Exercise aim: Single out the lines that include the word "Tailwind". Copy them.
========================================
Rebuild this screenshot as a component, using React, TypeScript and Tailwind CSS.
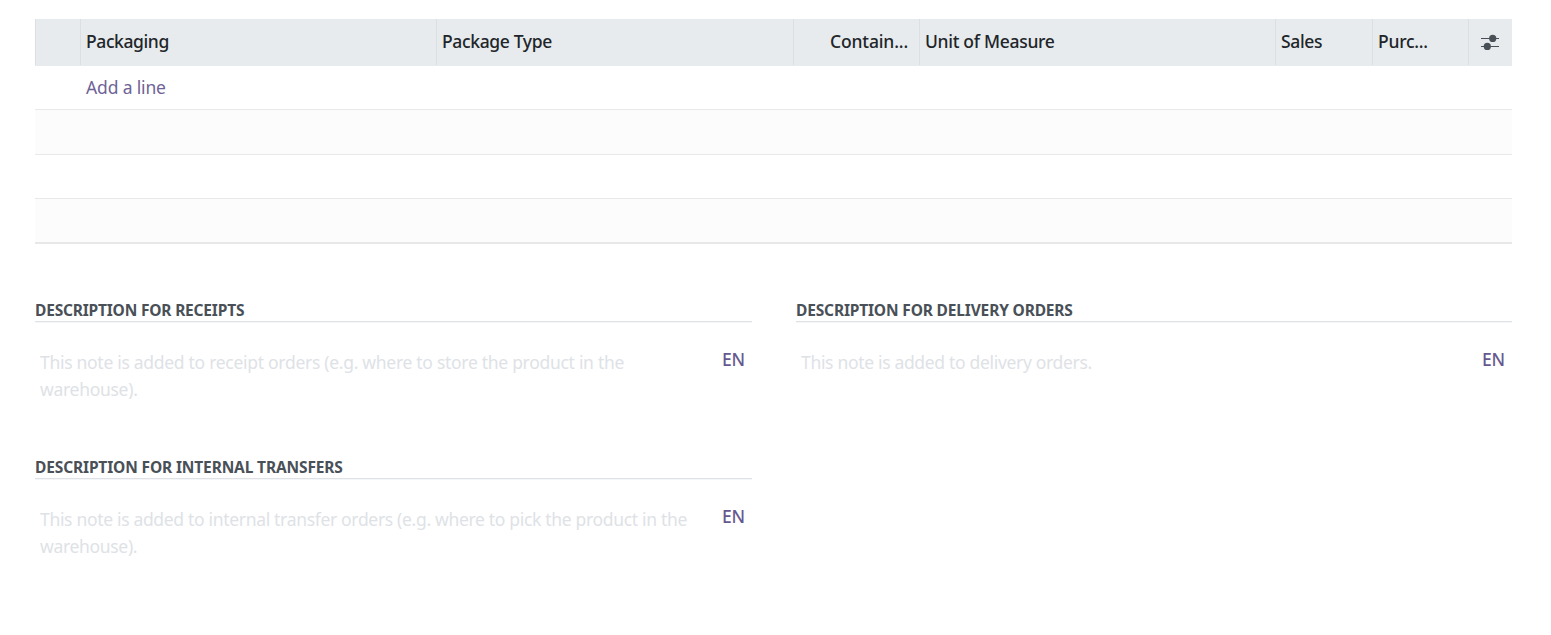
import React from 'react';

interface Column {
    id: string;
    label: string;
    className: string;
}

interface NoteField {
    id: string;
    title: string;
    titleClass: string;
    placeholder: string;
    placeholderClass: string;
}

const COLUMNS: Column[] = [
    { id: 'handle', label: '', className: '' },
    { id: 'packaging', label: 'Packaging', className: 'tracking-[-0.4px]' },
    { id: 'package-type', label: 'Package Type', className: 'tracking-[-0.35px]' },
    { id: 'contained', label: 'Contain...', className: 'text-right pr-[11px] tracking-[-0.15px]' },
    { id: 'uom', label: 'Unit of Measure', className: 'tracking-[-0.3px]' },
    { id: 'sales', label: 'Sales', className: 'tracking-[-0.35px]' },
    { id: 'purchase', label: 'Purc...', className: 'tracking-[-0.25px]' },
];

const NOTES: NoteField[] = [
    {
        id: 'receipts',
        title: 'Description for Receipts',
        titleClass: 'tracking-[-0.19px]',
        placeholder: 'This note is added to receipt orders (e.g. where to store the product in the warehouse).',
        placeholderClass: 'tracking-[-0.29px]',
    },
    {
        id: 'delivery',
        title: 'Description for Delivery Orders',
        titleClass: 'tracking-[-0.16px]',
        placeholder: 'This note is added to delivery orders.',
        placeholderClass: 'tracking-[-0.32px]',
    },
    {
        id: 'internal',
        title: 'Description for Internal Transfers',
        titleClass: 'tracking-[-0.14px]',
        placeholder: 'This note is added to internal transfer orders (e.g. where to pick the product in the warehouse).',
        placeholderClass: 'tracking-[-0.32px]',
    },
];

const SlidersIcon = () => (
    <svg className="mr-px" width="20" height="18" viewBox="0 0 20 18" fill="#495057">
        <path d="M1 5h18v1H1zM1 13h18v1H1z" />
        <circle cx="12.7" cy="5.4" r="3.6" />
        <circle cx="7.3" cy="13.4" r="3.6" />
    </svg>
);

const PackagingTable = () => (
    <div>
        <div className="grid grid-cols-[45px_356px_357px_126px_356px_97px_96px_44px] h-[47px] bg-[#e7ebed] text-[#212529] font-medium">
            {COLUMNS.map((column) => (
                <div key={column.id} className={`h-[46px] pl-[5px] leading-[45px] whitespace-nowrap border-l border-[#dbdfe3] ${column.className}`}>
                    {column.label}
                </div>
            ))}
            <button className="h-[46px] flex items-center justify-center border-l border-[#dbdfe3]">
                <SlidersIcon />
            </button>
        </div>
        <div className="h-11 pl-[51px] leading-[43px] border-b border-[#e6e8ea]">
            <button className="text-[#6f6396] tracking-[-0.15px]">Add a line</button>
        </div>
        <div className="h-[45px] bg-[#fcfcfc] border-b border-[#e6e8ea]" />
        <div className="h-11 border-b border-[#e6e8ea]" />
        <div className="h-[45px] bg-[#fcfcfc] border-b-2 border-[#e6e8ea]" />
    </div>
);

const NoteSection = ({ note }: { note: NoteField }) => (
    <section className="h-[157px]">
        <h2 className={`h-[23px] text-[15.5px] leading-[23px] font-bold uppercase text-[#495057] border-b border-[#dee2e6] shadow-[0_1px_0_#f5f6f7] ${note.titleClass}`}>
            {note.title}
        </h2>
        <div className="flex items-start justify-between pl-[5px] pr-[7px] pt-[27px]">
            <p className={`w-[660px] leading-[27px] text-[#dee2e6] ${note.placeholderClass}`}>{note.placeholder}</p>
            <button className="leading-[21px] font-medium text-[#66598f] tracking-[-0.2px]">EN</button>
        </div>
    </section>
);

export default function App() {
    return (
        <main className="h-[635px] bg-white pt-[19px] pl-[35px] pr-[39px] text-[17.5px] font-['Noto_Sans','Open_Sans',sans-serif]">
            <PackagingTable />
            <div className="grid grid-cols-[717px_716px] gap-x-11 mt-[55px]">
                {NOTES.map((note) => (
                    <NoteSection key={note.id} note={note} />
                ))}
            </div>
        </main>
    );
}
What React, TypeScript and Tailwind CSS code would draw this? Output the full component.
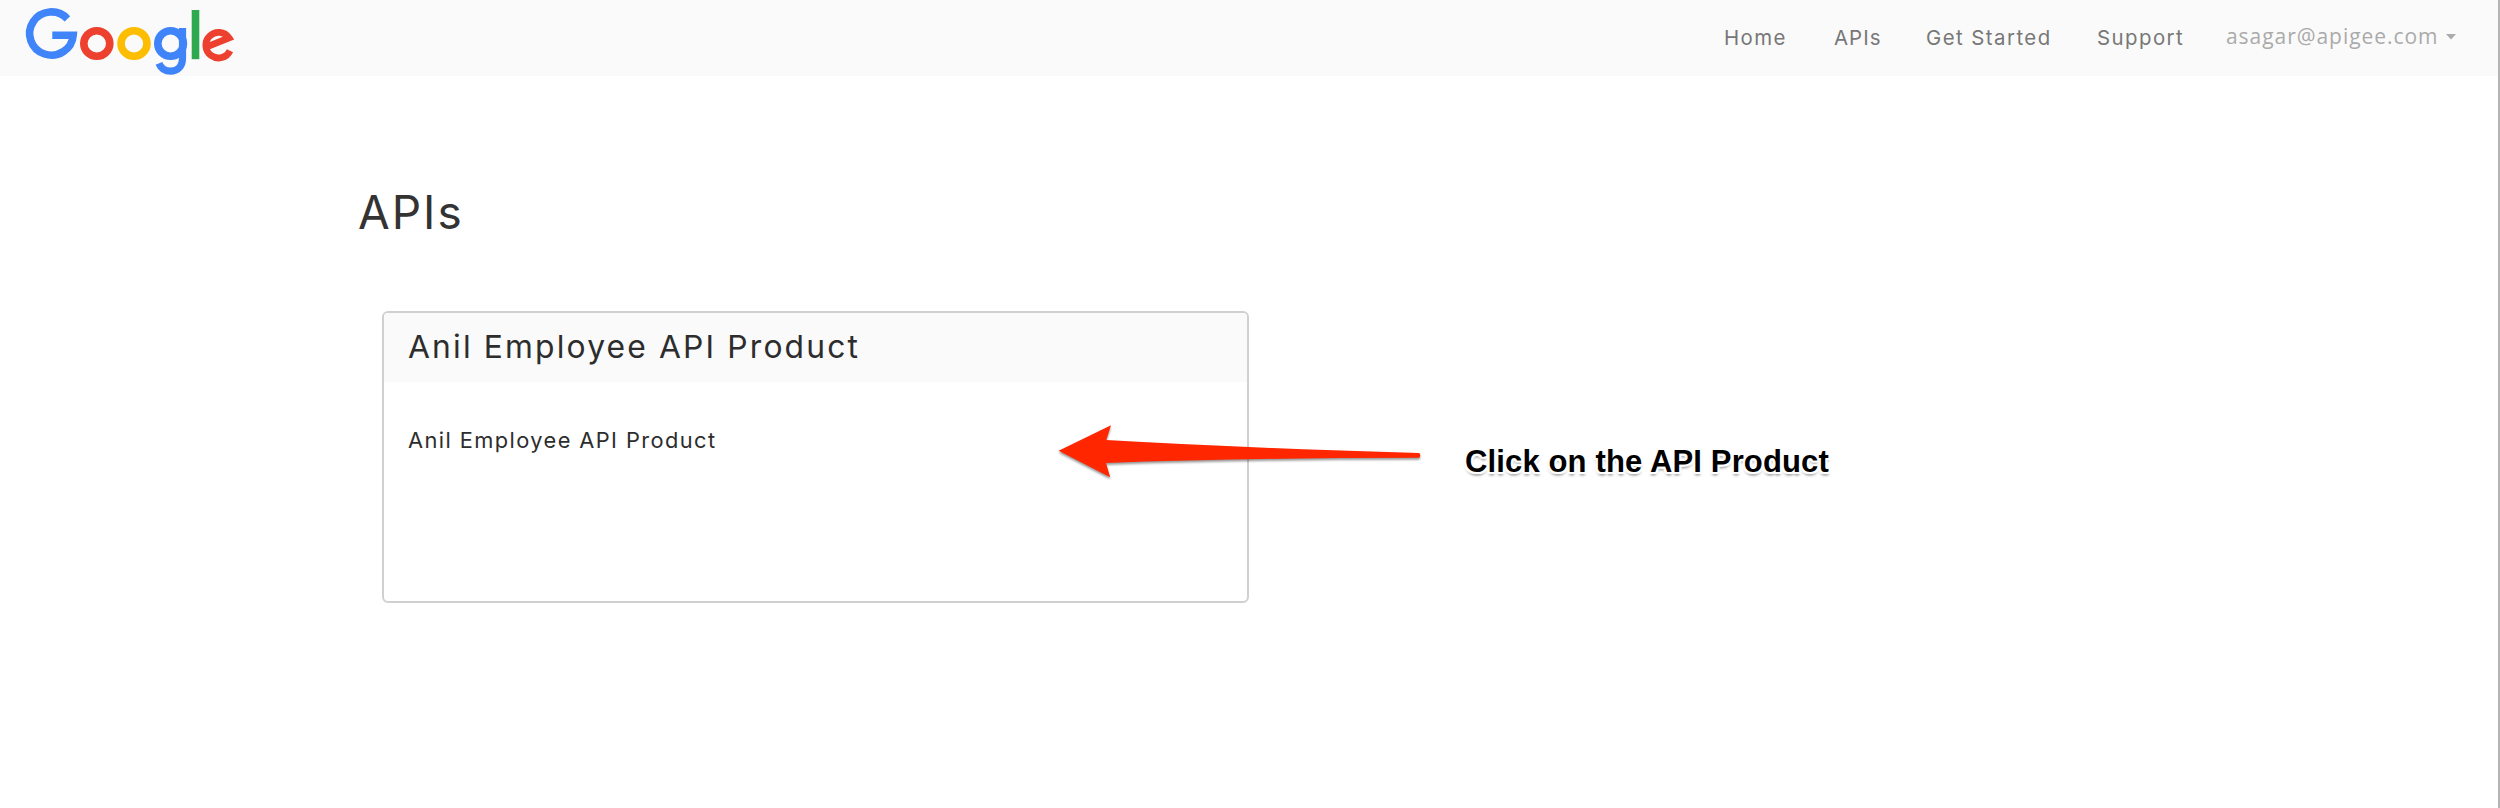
========================================
Output:
Rebuild this screenshot as a component, using React, TypeScript and Tailwind CSS.
What React, TypeScript and Tailwind CSS code would draw this? Output the full component.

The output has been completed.